Note ban punches holes in companies’ Q3 results
NEW DELHI: From soap and shampoo to cement and automobiles, businesses have seen the demonetisation move punching red marks on their balance sheets, even as they continue to put on a brave face on hopes for "long-term gains from this short-term pain".
An analysis of the latest-quarter results of listed firms shows that the government's ambitious exercise of withdrawing old Rs 500/1,000 notes led to adverse impact on businesses across the sectors, though not many have publicly criticised the move and the likes of Rajiv Bajaj are only an exception.
The companies having acknowledged the negative impact of the demonetisation move in their financial statements for the October-december quarter, although mostly by expecting it to be a positive game-changer and a 'new normal' in the very next sentence, include giants from the groups like Ambanis, Tatas, Birlas, Mahindras, ITC, Hindustan Unilever, Dabur and Bajaj.
"Pace of domestic demand growth slowed down due to demonetisation of old currency notes during the quarter. However, demand is expected to revive as the effects of demonetisation are absorbed and the economy readjusts to the new normal," Mukesh Ambani-led Reliance Industries (RIL) said.
Regarding its Reliance Retail unit, RIL said the demonetisation led to cautious buying by customers for a short period, though some segments actually saw faster growth during that time - a trend largely attributed to digital payments.
At petro outlets also, there was a tepid growth in sales on a quarter-on-quarter basis, which the company said, was due to demonetisation since Reliance petro outlets were not allowed to accept demonetised currency unlike PSU outlets.
In an investor presentation, Aditya Birla Group's Ultratech described the note ban as "short-term pain and long-term gain" and listed a number of short-term adverse impact such as "acute liquidity crunch", reduction in purchase volumes as also impact on GDP and currency rates.
However, for long term, it expected a number of benefits such as fall in inflation and interest rates, increase in public spending and strengthening of organised sector.
Ultratech said the segments most impacted immediately included daily wage earners, transporters, households and retail sales, while for cement sector in particular it expected demand to be impacted due to cash squeeze in system.
Tata Group firm Titan Company, in a quarterly update for third fiscal quarter, said all its consumer-facing businesses witnessed a "drastic slowdown for a few days".
On November 8, 2016, post the demonetisation announcement by the Prime Minister, many Tanishq stores experienced a huge rush of buyers and sales were abnormally high. After that, there was a brief period of lull post which Tanishq's average daily sales were close to the average daily sales pre-demonetisation, the company added.
Mahindra and Mahindra said the auto industry was impacted due to demonetisation in the third quarter, with all segments of auto and tractor industry showing substantial drop in demand during November and December 2016, while the impact was more on rural sales than in the urban areas. Bajaj Auto said the demonetisation move had an "adverse impact on the industry and on the performance of the company".

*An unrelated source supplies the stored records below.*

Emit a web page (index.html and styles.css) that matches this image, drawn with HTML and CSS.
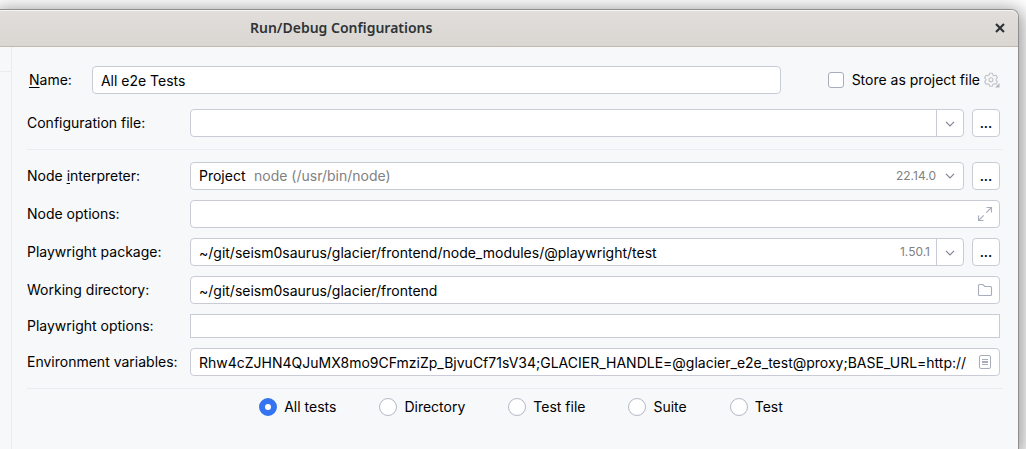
FILE: index.html
```html
<!DOCTYPE html>
<html lang="en">
<head>
<meta charset="utf-8">
<title>Run/Debug Configurations</title>
<link rel="stylesheet" href="styles.css">
</head>
<body>
<main class="dialog">
  <header class="titlebar">
    <h1 class="title">Run/Debug Configurations</h1>
    <button class="close" type="button" aria-label="Close">
      <svg width="10" height="10" viewBox="0 0 10 10"><path d="M1.8 1.8 8.2 8.2M8.2 1.8 1.8 8.2" fill="none" stroke="#2e3436" stroke-width="2.2" stroke-linecap="square"/></svg>
    </button>
  </header>
  <div class="body">
    <aside class="sidebar"><div class="sidebar-tools"></div></aside>
    <form class="form">
      <div class="name-row">
        <label for="name"><u>N</u>ame:</label>
        <input class="field name" id="name" type="text" value="All e2e Tests">
        <div class="store">
          <input class="check" type="checkbox" id="store">
          <label for="store">Store as project file</label>
          <button class="gear" type="button" aria-label="Storage settings">
            <svg width="16" height="16" viewBox="0 0 16 16"><g fill="none" stroke="#c0c1c6" stroke-width="1.1" stroke-linejoin="round"><path d="M5.6 1.3h2.8l.6 1.8 1.1.6 1.9-.4 1.4 2.4-1.3 1.4v1.3l1.3 1.4-1.4 2.4-1.9-.4-1.1.6-.6 1.8H5.6L5 12.400l-1.100-.6-1.900.4L.6 9.800l1.300-1.400V7.100L.6 5.700 2 3.300l1.900.4L5 3.100z"/><circle cx="7" cy="7.700" r="2"/></g><path d="M15.500 11v4.500H11z" fill="#b4b5ba"/></svg>
          </button>
        </div>
      </div>

      <div class="row config-row">
        <label for="config">Configuration file:</label>
        <div class="field combo">
          <input class="inner" id="config" type="text">
          <button class="arrow split" type="button" aria-label="Show configuration files"><svg width="10" height="6" viewBox="0 0 10 6"><path d="M1 .8 5 4.800 9 .8" fill="none" stroke="#818594" stroke-width="1.200"/></svg></button>
        </div>
        <button class="field more" type="button" aria-label="Browse configuration file">...</button>
      </div>

      <hr class="rule">

      <div class="rows">
        <div class="row">
          <label for="node">Node <u>i</u>nterpreter:</label>
          <div class="field picker">
            <select class="select" id="node"><option>Project</option></select>
            <span class="detail"><span class="path">node (/usr/bin/node)</span><span class="version">22.14.0</span>
            <svg width="10" height="6" viewBox="0 0 10 6"><path d="M1 .8 5 4.800 9 .8" fill="none" stroke="#818594" stroke-width="1.200"/></svg></span>
          </div>
          <button class="field more" type="button" aria-label="Browse interpreters">...</button>
        </div>
        <div class="row">
          <label for="nodeopts">Node options:</label>
          <div class="field combo wide">
            <input class="inner" id="nodeopts" type="text">
            <button class="icon" type="button" aria-label="Expand"><svg width="16" height="16" viewBox="0 0 16 16"><path d="M9.500 1.500h5v5M14.500 1.500 9.300 6.700M1.500 9.500v5h5M1.500 14.500l5.200-5.200" fill="none" stroke="#a8adbd" stroke-width="1.100"/></svg></button>
          </div>
        </div>
        <div class="row">
          <label for="package">Playwright package:</label>
          <div class="field combo">
            <input class="inner" id="package" type="text" value="~/git/seism0saurus/glacier/frontend/node_modules/@playwright/test">
            <span class="version tag">1.50.1</span>
            <button class="arrow split" type="button" aria-label="Show packages"><svg width="10" height="6" viewBox="0 0 10 6"><path d="M1 .8 5 4.800 9 .8" fill="none" stroke="#818594" stroke-width="1.200"/></svg></button>
          </div>
          <button class="field more" type="button" aria-label="Browse packages">...</button>
        </div>
        <div class="row">
          <label for="cwd">Working directory:</label>
          <div class="field combo wide">
            <input class="inner" id="cwd" type="text" value="~/git/seism0saurus/glacier/frontend">
            <button class="icon" type="button" aria-label="Browse folder"><svg width="16" height="16" viewBox="0 0 16 16"><path d="M1.500 3.500a1 1 0 0 1 1-1h3.300l2 2h5.700a1 1 0 0 1 1 1v7a1 1 0 0 1-1 1h-11a1 1 0 0 1-1-1z" fill="none" stroke="#a8adbd" stroke-width="1.100"/></svg></button>
          </div>
        </div>
        <div class="row">
          <label for="pwopts">Playwright options:</label>
          <input class="field plain wide" id="pwopts" type="text">
        </div>
        <div class="row">
          <label for="env">Environment variables:</label>
          <div class="field combo wide">
            <input class="inner" id="env" type="text" value="Rhw4cZJHN4QJuMX8mo9CFmziZp_BjvuCf71sV34;GLACIER_HANDLE=@glacier_e2e_test@proxy;BASE_URL=http://">
            <button class="icon" type="button" aria-label="Edit variables"><svg width="16" height="16" viewBox="0 0 16 16"><g fill="none" stroke="#a8adbd"><rect x="2.500" y="1.500" width="11" height="13" rx="1.500"/><path d="M5 5.500h6M5 7.500h6M5 8.500h6M5 10.500h6"/></g></svg></button>
          </div>
        </div>
      </div>

      <hr class="rule">

      <fieldset class="scope" aria-label="Tests to run">
        <label class="choice"><input class="radio" type="radio" name="scope" checked>All tests</label>
        <label class="choice"><input class="radio" type="radio" name="scope">Directory</label>
        <label class="choice"><input class="radio" type="radio" name="scope">Test file</label>
        <label class="choice"><input class="radio" type="radio" name="scope">Suite</label>
        <label class="choice"><input class="radio" type="radio" name="scope">Test</label>
      </fieldset>
    </form>
  </div>
</main>
</body>
</html>
```

FILE: styles.css
```css
* {
  box-sizing: border-box;
}

html {
  height: 100%;
  overflow: hidden;
}

body {
  display: flow-root;
  margin: 0;
  height: 100%;
  background: #fff;
  color: #000;
  font: 14px/20px Inter, sans-serif;
}

.dialog {
  display: flex;
  flex-direction: column;
  min-height: calc(100% - 9px);
  margin: 9px 7px 0 0;
  border: 1px solid #8e8e8e;
  border-width: 1px 1px 0 0;
  border-radius: 0 8px 0 0;
  background: #f7f8fa;
  box-shadow: 0 4px 18px 4px rgba(0, 0, 0, 0.4);
}

.titlebar {
  display: flex;
  align-items: center;
  justify-content: space-between;
  height: 37px;
  padding: 0 13px 0 250px;
  border-bottom: 1px solid #bfb8b1;
  border-radius: 0 7px 0 0;
  background: linear-gradient(#e1dedb, #dad6d2);
  box-shadow: inset 0 1px #f6f5f4;
}

.title {
  margin: 0;
  color: #2e3436;
  font: 600 14px/20px "Noto Sans", sans-serif;
}

button {
  padding: 0;
  border: 0;
  background: none;
  color: inherit;
  font: inherit;
}

svg {
  display: block;
}

.body {
  display: flex;
  flex: 1;
}

.sidebar {
  flex: none;
  width: 12px;
  border-right: 1px solid #ebecf0;
}

.sidebar-tools {
  height: 25px;
  border-bottom: 1px solid #ebecf0;
}

.form {
  flex: 1;
  min-width: 0;
  padding: 19px 15px 0;
}

.name-row {
  display: flex;
  align-items: center;
  margin-right: 3px;
  padding-left: 2px;
}

label {
  white-space: nowrap;
}

u {
  text-decoration: underline;
  text-underline-offset: 2px;
  text-decoration-skip-ink: none;
}

.field {
  height: 28px;
  border: 1px solid #c9ccd6;
  border-radius: 4px;
  background: #fff;
}

input,
select {
  margin: 0;
  color: inherit;
  font: inherit;
  outline: 0;
}

.name {
  flex: 1;
  min-width: 0;
  margin: 0 47px 0 20px;
  padding: 0 8px;
}

.store {
  display: flex;
  align-items: center;
}

.check {
  appearance: none;
  width: 16px;
  height: 16px;
  margin-right: 8px;
  border: 1px solid #a8adbd;
  border-radius: 3px;
  background: #fff;
}

.gear {
  margin-left: 4px;
}

.row {
  display: grid;
  grid-template-columns: 155px minmax(0, 1fr) 28px;
  column-gap: 8px;
  align-items: center;
  margin-right: 3px;
}

.config-row {
  margin-top: 15px;
}

.rule {
  height: 1px;
  margin: 12px 0;
  border: 0;
  background: #ebecf0;
}

.rows {
  display: grid;
  gap: 10px;
}

.rows + .rule {
  margin-bottom: 8px;
}

.wide {
  grid-column: 2 / 4;
}

.combo {
  display: flex;
  align-items: center;
}

.inner {
  flex: 1;
  min-width: 0;
  height: 100%;
  padding: 0;
  margin-left: 8px;
  border: 0;
  background: none;
}

.arrow {
  display: grid;
  place-items: center;
  width: 27px;
  height: 100%;
  padding-top: 2px;
}

.split {
  border-left: 1px solid #c9ccd6;
}

.icon {
  margin: 0 6px;
}

.more {
  border: 1px solid #c9ccd6;
  background: #fff;
  font-weight: 500;
}

.picker {
  display: grid;
}

.select,
.detail {
  grid-area: 1 / 1;
}

.select {
  appearance: none;
  padding: 0 8px;
  border: 0;
  background: none;
}

.detail {
  display: flex;
  align-items: center;
  padding: 0 8px 0 63px;
  pointer-events: none;
}

.path {
  flex: 1;
  color: #818181;
}

.version {
  margin-right: 9px;
  color: #818181;
  font-size: 12px;
}

.tag {
  margin-right: 6px;
}

.plain {
  height: 24px;
  border-radius: 0;
}

.scope {
  display: flex;
  justify-content: center;
  gap: 43px;
  margin: 0;
  padding: 0 0 0 12px;
  border: 0;
}

.choice {
  display: flex;
  align-items: center;
  gap: 7px;
}

.radio {
  appearance: none;
  width: 18px;
  height: 18px;
  border: 1px solid #b5b8c6;
  border-radius: 50%;
  background: #fff;
}

.radio:checked {
  border: 6px solid #3574f0;
}
```
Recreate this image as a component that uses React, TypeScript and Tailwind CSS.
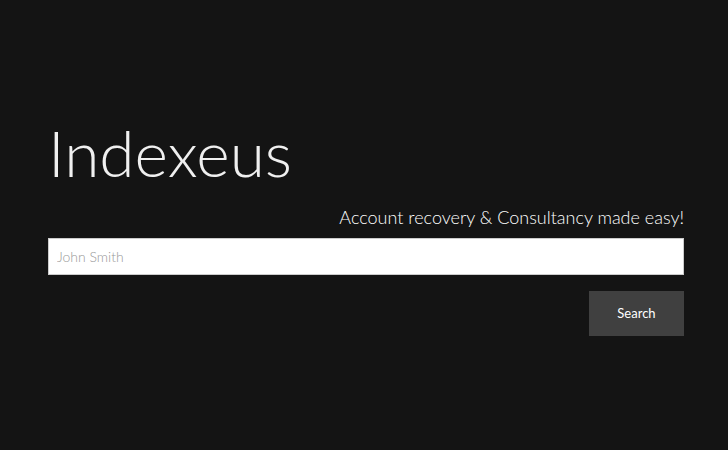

Its Managing Director Rajiv Bajaj, last week, became one of the most vocal industrialists to criticise the move by saying the idea of demonetisation was itself "wrong" and it is incorrect to blame only the execution side of it.
"If the solution or the idea is right, it will go like a hot knife through butter... if the idea is not working, for example demonetisation, don't blame execution. I think your idea itself is wrong," he said.
The two-wheeler sales are yet to recover from the impact of demonetisation and industry data releases over the last two months have been showing a slump. The industry is looking forward to better sales on hopes of good monsoon and an acceleration in rural growth.
ITC Ltd also said that its results were impacted by lower consumer offtake and reduction trade pipelines in the wake of cash crunch during the quarter.
HUL said the market growth was severely impacted during the quarter due to demonetisation, while input costs also continued to remain inflated. Microfinance giant Ujjivan Financial said its collections took a hit post the note-ban, even as it found the customers to have "every intention to repay".
Dabur India said note ban led to "severe liquidity crunch, impacting FMCG in third quarter", while the growth for personal care items like shampoo, hair oil and toothpaste decelerated in December to almost half of November levels.